▸ GIVEN EXERCISE
Would you transcribe the listing that follows, character for character, and omit its images?

▸ DATA
++++++++++++++++++++

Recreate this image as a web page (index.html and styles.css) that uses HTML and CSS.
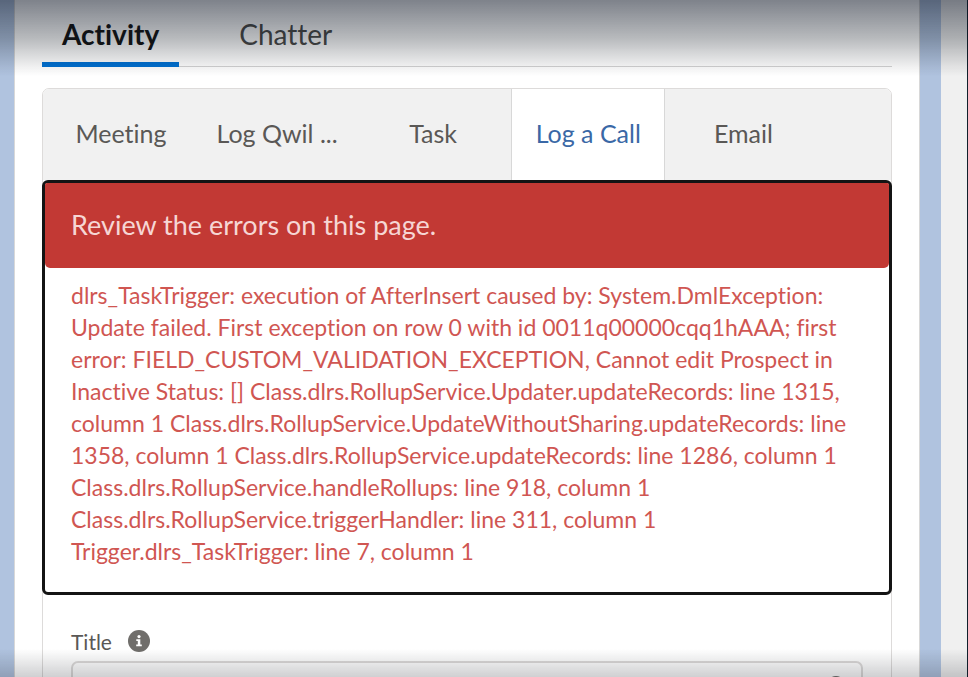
FILE: index.html
```html
<!DOCTYPE html>
<html lang="en">
<head>
<meta charset="utf-8">
<title>Activity</title>
<link rel="stylesheet" href="styles.css">
</head>
<body>
<div class="page">
  <main class="card">
    <nav class="tabs">
      <a class="tab tab-active" href="#activity" aria-current="page">Activity</a>
      <a class="tab" href="#chatter">Chatter</a>
    </nav>
    <section class="composer">
      <div class="actions">
        <button class="action" type="button">Meeting</button>
        <button class="action" type="button">Log Qwil ...</button>
        <button class="action" type="button">Task</button>
        <button class="action action-active" type="button">Log a Call</button>
        <button class="action" type="button">Email</button>
      </div>
      <div class="errors" role="alert">
        <h2 class="errors-title">Review the errors on this page.</h2>
        <p class="errors-text">dlrs_TaskTrigger: execution of AfterInsert caused by: System.DmlException:<br>
        Update failed. First exception on row 0 with id 0011q00000cqq1hAAA; first<br>
        error: FIELD_CUSTOM_VALIDATION_EXCEPTION, Cannot edit Prospect in<br>
        Inactive Status: [] Class.dlrs.RollupService.Updater.updateRecords: line 1315,<br>
        column 1 Class.dlrs.RollupService.UpdateWithoutSharing.updateRecords: line<br>
        1358, column 1 Class.dlrs.RollupService.updateRecords: line 1286, column 1<br>
        Class.dlrs.RollupService.handleRollups: line 918, column 1<br>
        Class.dlrs.RollupService.triggerHandler: line 311, column 1<br>
        Trigger.dlrs_TaskTrigger: line 7, column 1</p>
      </div>
      <div class="field">
        <div class="field-head">
          <label class="field-label" for="title">Title</label>
          <svg class="info" viewBox="0 0 22 22" aria-hidden="true">
            <circle cx="11" cy="11" r="11" fill="#706e6b"/>
            <circle cx="11" cy="6.6" r="1.6" fill="#fff"/>
            <path d="M8.3 9.2h4v5.3h1.5v1.8H8.2v-1.8h1.6V11H8.3z" fill="#fff"/>
          </svg>
        </div>
        <div class="field-box">
          <input class="field-input" id="title" type="text">
          <svg class="search" viewBox="0 0 22 22" aria-hidden="true">
            <circle cx="9" cy="9" r="7.5" fill="none" stroke="#706e6b" stroke-width="3"/>
            <path d="M14.5 14.5l6 6" stroke="#706e6b" stroke-width="3"/>
          </svg>
        </div>
      </div>
    </section>
  </main>
  <aside class="side"></aside>
</div>
</body>
</html>
```
FILE: styles.css
```css
* {
  box-sizing: border-box;
}

body {
  margin: 0;
  background: #b0c3df;
  color: #5a5856;
  font-family: Lato, "Liberation Sans", sans-serif;
  font-size: 22px;
  font-variant-ligatures: none;
}

.page {
  display: flex;
  gap: 21px;
  height: 100vh;
  padding-left: 14px;
  overflow: hidden;
}

.page::before,
.page::after {
  content: "";
  position: fixed;
  left: 0;
  right: 0;
  z-index: 1;
  pointer-events: none;
}

.page::before {
  top: 0;
  height: 76px;
  background: linear-gradient(rgba(8, 16, 32, 0.52), rgba(8, 16, 26, 0.29) 50%, rgba(8, 12, 20, 0.07) 86%, rgba(8, 12, 20, 0));
}

.page::after {
  bottom: 0;
  height: 28px;
  background: linear-gradient(rgba(16, 20, 28, 0), rgba(16, 20, 28, 0.2));
}

.card {
  flex: 1;
  padding: 0 27px;
  background: #fff;
  border: solid #d8d8d8;
  border-width: 0 1px;
}

.side {
  width: 27px;
  background: #f0f0f0;
  border-right: 1px solid #10202c;
}

.tabs {
  display: flex;
  gap: 36px;
  height: 67px;
  border-bottom: 1px solid #d4d4d4;
}

.tab {
  height: 67px;
  padding: 0 24px;
  color: #4a4a48;
  font-size: 28px;
  line-height: 69px;
  text-decoration: none;
}

.tab-active {
  padding: 0 20px;
  border-bottom: 5px solid #0070d2;
  color: #141414;
  font-weight: 700;
}

.composer {
  margin-top: 21px;
  border: 1px solid #dddbda;
  border-radius: 7px 7px 0 0;
}

.actions {
  display: flex;
  height: 91px;
  background: #f1f1f1;
  border-radius: 6px 6px 0 0;
}

.action {
  flex: 0 0 18.4%;
  padding: 0 0 3px;
  background: none;
  border: 0;
  color: #5a5856;
  font: inherit;
  font-size: 25px;
}

.action-active {
  flex-basis: 18.2%;
  background: #fff;
  border: solid #d8d8d8;
  border-width: 0 1px;
  color: #3a68a6;
}

.errors {
  margin: 0 -1px;
  border: 3px solid #141414;
  border-radius: 6px;
  background: #fff;
}

.errors-title {
  margin: 0;
  padding: 0 26px 2px;
  background: #c23934;
  border-radius: 2px 2px 5px 5px;
  color: #f6d6d4;
  font-size: 27px;
  font-weight: 400;
  line-height: 83px;
}

.errors-text {
  margin: 0;
  padding: 11px 0 25px 26px;
  color: #d05652;
  font-size: 23px;
  line-height: 32px;
  white-space: nowrap;
}

.field {
  padding: 32px 28px 0;
}

.field-head {
  display: flex;
  align-items: center;
  gap: 16px;
  height: 28px;
}

.field-label {
  font-size: 21px;
}

.info {
  width: 22px;
  height: 22px;
}

.field-box {
  position: relative;
  margin-top: 6px;
}

.field-input {
  display: block;
  width: 100%;
  height: 52px;
  padding: 0 48px 0 20px;
  background: #fff;
  border: 2px solid #dddbda;
  border-radius: 7px;
  color: #3e3e3c;
  font: inherit;
}

.search {
  position: absolute;
  top: 15px;
  right: 14px;
  width: 22px;
  height: 22px;
}
```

++++++++++++++++++++

▸ WRITTEN SOLUTION
Recreate this image as a web page (index.html and styles.css) that uses HTML and CSS.
FILE: index.html
```html
<!DOCTYPE html>
<html lang="en">
<head>
<meta charset="utf-8">
<title>Activity</title>
<link rel="stylesheet" href="styles.css">
</head>
<body>
<div class="page">
  <main class="card">
    <nav class="tabs">
      <a class="tab tab-active" href="#activity" aria-current="page">Activity</a>
      <a class="tab" href="#chatter">Chatter</a>
    </nav>
    <section class="composer">
      <div class="actions">
        <button class="action" type="button">Meeting</button>
        <button class="action" type="button">Log Qwil ...</button>
        <button class="action" type="button">Task</button>
        <button class="action action-active" type="button">Log a Call</button>
        <button class="action" type="button">Email</button>
      </div>
      <div class="errors" role="alert">
        <h2 class="errors-title">Review the errors on this page.</h2>
        <p class="errors-text">dlrs_TaskTrigger: execution of AfterInsert caused by: System.DmlException:<br>
        Update failed. First exception on row 0 with id 0011q00000cqq1hAAA; first<br>
        error: FIELD_CUSTOM_VALIDATION_EXCEPTION, Cannot edit Prospect in<br>
        Inactive Status: [] Class.dlrs.RollupService.Updater.updateRecords: line 1315,<br>
        column 1 Class.dlrs.RollupService.UpdateWithoutSharing.updateRecords: line<br>
        1358, column 1 Class.dlrs.RollupService.updateRecords: line 1286, column 1<br>
        Class.dlrs.RollupService.handleRollups: line 918, column 1<br>
        Class.dlrs.RollupService.triggerHandler: line 311, column 1<br>
        Trigger.dlrs_TaskTrigger: line 7, column 1</p>
      </div>
      <div class="field">
        <div class="field-head">
          <label class="field-label" for="title">Title</label>
          <svg class="info" viewBox="0 0 22 22" aria-hidden="true">
            <circle cx="11" cy="11" r="11" fill="#706e6b"/>
            <circle cx="11" cy="6.6" r="1.6" fill="#fff"/>
            <path d="M8.3 9.2h4v5.3h1.5v1.8H8.2v-1.8h1.6V11H8.3z" fill="#fff"/>
          </svg>
        </div>
        <div class="field-box">
          <input class="field-input" id="title" type="text">
          <svg class="search" viewBox="0 0 22 22" aria-hidden="true">
            <circle cx="9" cy="9" r="7.5" fill="none" stroke="#706e6b" stroke-width="3"/>
            <path d="M14.5 14.5l6 6" stroke="#706e6b" stroke-width="3"/>
          </svg>
        </div>
      </div>
    </section>
  </main>
  <aside class="side"></aside>
</div>
</body>
</html>
```
FILE: styles.css
```css
* {
  box-sizing: border-box;
}

body {
  margin: 0;
  background: #b0c3df;
  color: #5a5856;
  font-family: Lato, "Liberation Sans", sans-serif;
  font-size: 22px;
  font-variant-ligatures: none;
}

.page {
  display: flex;
  gap: 21px;
  height: 100vh;
  padding-left: 14px;
  overflow: hidden;
}

.page::before,
.page::after {
  content: "";
  position: fixed;
  left: 0;
  right: 0;
  z-index: 1;
  pointer-events: none;
}

.page::before {
  top: 0;
  height: 76px;
  background: linear-gradient(rgba(8, 16, 32, 0.52), rgba(8, 16, 26, 0.29) 50%, rgba(8, 12, 20, 0.07) 86%, rgba(8, 12, 20, 0));
}

.page::after {
  bottom: 0;
  height: 28px;
  background: linear-gradient(rgba(16, 20, 28, 0), rgba(16, 20, 28, 0.2));
}

.card {
  flex: 1;
  padding: 0 27px;
  background: #fff;
  border: solid #d8d8d8;
  border-width: 0 1px;
}

.side {
  width: 27px;
  background: #f0f0f0;
  border-right: 1px solid #10202c;
}

.tabs {
  display: flex;
  gap: 36px;
  height: 67px;
  border-bottom: 1px solid #d4d4d4;
}

.tab {
  height: 67px;
  padding: 0 24px;
  color: #4a4a48;
  font-size: 28px;
  line-height: 69px;
  text-decoration: none;
}

.tab-active {
  padding: 0 20px;
  border-bottom: 5px solid #0070d2;
  color: #141414;
  font-weight: 700;
}

.composer {
  margin-top: 21px;
  border: 1px solid #dddbda;
  border-radius: 7px 7px 0 0;
}

.actions {
  display: flex;
  height: 91px;
  background: #f1f1f1;
  border-radius: 6px 6px 0 0;
}

.action {
  flex: 0 0 18.4%;
  padding: 0 0 3px;
  background: none;
  border: 0;
  color: #5a5856;
  font: inherit;
  font-size: 25px;
}

.action-active {
  flex-basis: 18.2%;
  background: #fff;
  border: solid #d8d8d8;
  border-width: 0 1px;
  color: #3a68a6;
}

.errors {
  margin: 0 -1px;
  border: 3px solid #141414;
  border-radius: 6px;
  background: #fff;
}

.errors-title {
  margin: 0;
  padding: 0 26px 2px;
  background: #c23934;
  border-radius: 2px 2px 5px 5px;
  color: #f6d6d4;
  font-size: 27px;
  font-weight: 400;
  line-height: 83px;
}

.errors-text {
  margin: 0;
  padding: 11px 0 25px 26px;
  color: #d05652;
  font-size: 23px;
  line-height: 32px;
  white-space: nowrap;
}

.field {
  padding: 32px 28px 0;
}

.field-head {
  display: flex;
  align-items: center;
  gap: 16px;
  height: 28px;
}

.field-label {
  font-size: 21px;
}

.info {
  width: 22px;
  height: 22px;
}

.field-box {
  position: relative;
  margin-top: 6px;
}

.field-input {
  display: block;
  width: 100%;
  height: 52px;
  padding: 0 48px 0 20px;
  background: #fff;
  border: 2px solid #dddbda;
  border-radius: 7px;
  color: #3e3e3c;
  font: inherit;
}

.search {
  position: absolute;
  top: 15px;
  right: 14px;
  width: 22px;
  height: 22px;
}
```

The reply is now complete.